In the grand scheme of things, what do the data shown above represent? For the Public institutions in Texas, there were more than 57,000 total borrowers across the 42 Public institutions in the PEER Center’s dataset. Out of those 57K students enrolled in graduate/professional programs , 8,125 students had annual loan amounts that exceeded either the new $20,500 loan limit for graduate programs or new $50,000 loan limit for professional programs. With another 6,010 students at Private Nonprofit and For Profit institutions in Texas, there were over 14,000 graduate/professional students in Texas in the PEER Center’s data that would have had to find alternative sources of funding to cover the costs above the new RISE Rule loan limits. Given the focus on the difference in loan limits for graduate versus professional programs, our next blog post will disaggregate the PEER Center’s data to see how the borrowers affected and loan volume affected differ by academic program of study.

RISE Rule Definitions

As stated on pages 2-3 of the RISE Rule Fact Sheet:

Beginning on or after July 1, 2026:

  • Graduate student loans are capped annually at $20,500, with an aggregate cap of $100,000;
  • Professional student loans are capped annually at $50,000, with an aggregate cap of $200,000;
  • For the first time, Parent PLUS borrowers are capped annually at $20,000, with an aggregate cap of $65,000 per dependent;
  • All borrowers who receive a loan made on or after July 1, 2026, are subject to an aggregate lifetime loan limit of $257,500, with narrow exceptions discussed below;
    • Grad PLUS loans that a borrower has received will be included in this new aggregate lifetime limit, unless the borrower qualifies for the interim exception discussed below, in which case they will continue to be subject to the former (preAct) limits during the interim exception period; and
    • Parent PLUS loans made to a borrower for their dependent students are excluded
      from a borrower’s lifetime limit.

Interim exception: for borrowers enrolled in a program before July 1, 2026, and who have already received a loan for that program, an interim exception to the new loan caps will apply.
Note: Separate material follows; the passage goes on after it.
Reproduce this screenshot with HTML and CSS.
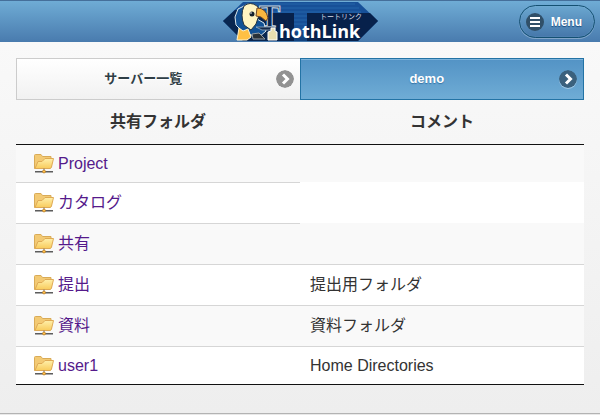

Under this exception, borrowers may continue borrowing under the prior (pre-Act) annual, aggregate, and lifetime loan limits for the lesser of three years or their expected time to credential (defined as the period determined by subtracting from the program length the portion of the program the borrower has already completed), provided that they remain continuously enrolled. If a borrower ceases enrollment or withdraws from the program, they will no longer qualify for the interim exception and will instead be subject to the new annual, aggregate, and lifetime loan limits.

Professional Student Definition: The definition includes a list of 11 core program fields: pharmacy (Pharm.D.), dentistry (D.D.S. or D.M.D.), veterinary medicine (D.V.M.), chiropractic (D.C. or D.C.M.), law (L.L.B. or J.D.), medicine (M.D.), optometry (O.D.), osteopathic medicine (D.O.), podiatry (D.P.M., D.P., or Pod.D.), theology (M.Div., or M.H.L.), and clinical psychology (Psy.D. or Ph.D.). Nearly all of these fields have long been classified as professional degrees under the Department’s existing regulations, and no program has lost its professional degree classification under the final rule.